Identify the lines that contain the string "components", then copy each of them.

* Available data *
::::::::

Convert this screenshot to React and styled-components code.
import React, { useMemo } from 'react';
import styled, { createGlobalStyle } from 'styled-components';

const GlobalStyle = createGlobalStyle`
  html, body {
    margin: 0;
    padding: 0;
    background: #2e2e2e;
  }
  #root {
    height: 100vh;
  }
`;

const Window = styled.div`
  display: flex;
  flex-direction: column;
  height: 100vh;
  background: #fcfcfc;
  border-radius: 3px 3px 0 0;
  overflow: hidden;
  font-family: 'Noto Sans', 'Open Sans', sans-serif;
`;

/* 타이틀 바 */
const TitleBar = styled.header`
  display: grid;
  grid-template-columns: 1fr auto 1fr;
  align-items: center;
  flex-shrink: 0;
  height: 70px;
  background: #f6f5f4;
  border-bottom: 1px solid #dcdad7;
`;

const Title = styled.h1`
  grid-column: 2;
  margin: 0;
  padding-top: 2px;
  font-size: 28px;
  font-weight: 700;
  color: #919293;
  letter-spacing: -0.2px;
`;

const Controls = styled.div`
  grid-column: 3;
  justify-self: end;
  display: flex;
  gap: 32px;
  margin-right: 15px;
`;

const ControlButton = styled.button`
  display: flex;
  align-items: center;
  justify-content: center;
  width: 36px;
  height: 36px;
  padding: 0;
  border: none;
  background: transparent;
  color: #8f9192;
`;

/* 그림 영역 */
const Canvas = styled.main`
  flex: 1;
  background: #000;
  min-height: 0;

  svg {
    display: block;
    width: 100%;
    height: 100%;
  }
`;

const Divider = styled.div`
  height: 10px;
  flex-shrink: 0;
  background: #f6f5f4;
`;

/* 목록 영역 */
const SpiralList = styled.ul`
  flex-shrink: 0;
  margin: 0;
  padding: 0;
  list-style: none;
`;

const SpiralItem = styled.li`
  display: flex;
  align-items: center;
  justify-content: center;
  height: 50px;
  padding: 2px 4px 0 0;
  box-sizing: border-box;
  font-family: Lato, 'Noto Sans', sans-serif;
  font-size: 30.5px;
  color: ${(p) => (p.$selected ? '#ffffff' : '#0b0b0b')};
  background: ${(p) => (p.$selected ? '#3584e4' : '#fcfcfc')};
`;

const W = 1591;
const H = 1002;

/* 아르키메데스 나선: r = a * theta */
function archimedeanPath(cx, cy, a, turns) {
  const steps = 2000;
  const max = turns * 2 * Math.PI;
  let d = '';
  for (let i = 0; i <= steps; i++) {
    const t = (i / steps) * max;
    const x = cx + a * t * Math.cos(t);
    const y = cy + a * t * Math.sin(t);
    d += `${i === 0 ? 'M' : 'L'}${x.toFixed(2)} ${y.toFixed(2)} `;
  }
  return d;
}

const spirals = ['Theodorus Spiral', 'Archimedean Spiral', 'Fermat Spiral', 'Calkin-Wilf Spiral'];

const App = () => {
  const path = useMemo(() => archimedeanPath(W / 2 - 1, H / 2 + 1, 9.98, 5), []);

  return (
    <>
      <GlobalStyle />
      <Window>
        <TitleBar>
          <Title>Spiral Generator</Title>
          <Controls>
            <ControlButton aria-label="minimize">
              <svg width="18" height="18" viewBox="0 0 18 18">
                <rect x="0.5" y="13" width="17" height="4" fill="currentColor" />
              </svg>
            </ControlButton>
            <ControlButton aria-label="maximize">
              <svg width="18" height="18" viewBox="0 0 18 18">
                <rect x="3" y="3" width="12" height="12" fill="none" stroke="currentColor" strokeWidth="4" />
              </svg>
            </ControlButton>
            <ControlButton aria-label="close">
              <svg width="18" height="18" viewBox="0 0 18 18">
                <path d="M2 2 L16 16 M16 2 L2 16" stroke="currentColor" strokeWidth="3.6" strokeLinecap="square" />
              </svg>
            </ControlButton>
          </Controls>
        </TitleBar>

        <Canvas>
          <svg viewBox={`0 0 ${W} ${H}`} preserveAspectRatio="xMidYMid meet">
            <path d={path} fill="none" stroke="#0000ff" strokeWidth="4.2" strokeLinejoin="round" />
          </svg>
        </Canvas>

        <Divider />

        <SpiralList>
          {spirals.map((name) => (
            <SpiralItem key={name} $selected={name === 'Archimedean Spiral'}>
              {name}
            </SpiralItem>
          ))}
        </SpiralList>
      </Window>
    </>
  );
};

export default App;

::::::::

* Exercise answer *
Convert this screenshot to React and styled-components code.
import styled, { createGlobalStyle } from 'styled-components';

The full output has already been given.